Under the FD column, we see that file descriptor zero corresponds to file /dev/pts/0, so the command is indeed waiting for input from the terminal. The “su” command may sometimes hang waiting on input, depending which shell is invoked to execute the command. To fix it, I edited the /etc/init.d/oracle-xe script and changed:

          $SU $ORACLE _ OWNER -c “$LSNR start” > /dev/null 2>&1

          to

          $SU $ORACLE _ OWNER -c “$LSNR start” > /dev/null 2>&1 < /dev/null

 

This causes the command to read from /dev/null and not the terminal, and it continues on with no problem. There was also another line in that same script that hung after I fixed this one. I did check the Oracle XE (10g) forum, and someone had already reported the same bug and the same fix.

As you can see, we have several tools that complement each other nicely. In another case, someone came to me with an Oracle program they had written that was running slowly. I looked in the Oracle database, and it was using bind variables, and the query had a good explain plan, so it seemed fine. To investigate further, I used a system call tracing utility to watch it.

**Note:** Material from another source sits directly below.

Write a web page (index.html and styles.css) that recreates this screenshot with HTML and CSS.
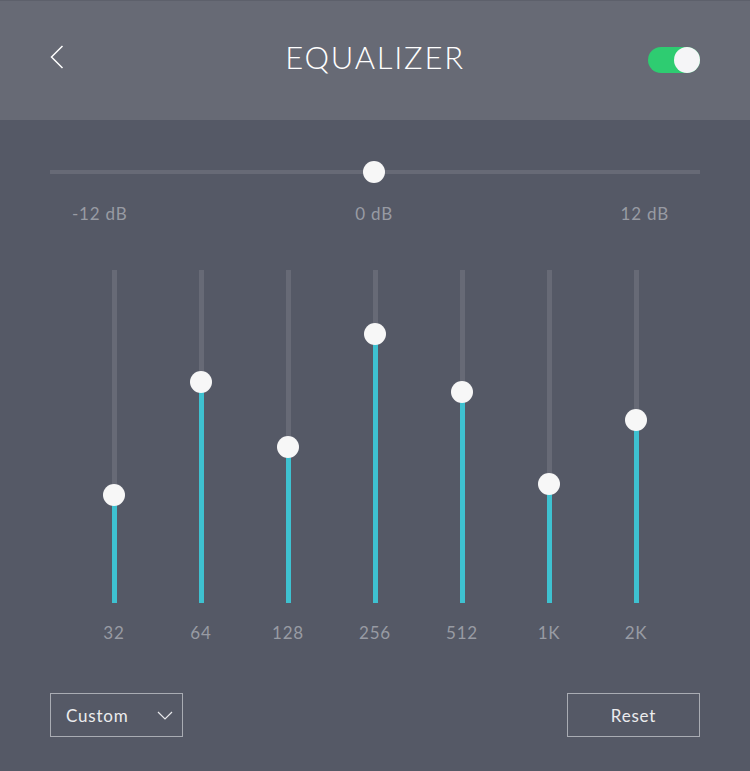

I saw it writing lots of bytes to a file descriptor, which was unusual since this was a query. Some writes are expected as it talks to Oracle over the network, but these were excessive. A quick check with “lsof” told me the name of the file and led
me to the problem; the program was writing every returned row to a file in /tmp. Debugging code had been inadvertently left in place, and after it was turned off, the program performed very well.

Conclusion

Hopefully I’ve given you some tools to step outside that box we call Oracle and trace problems down to the OS layer.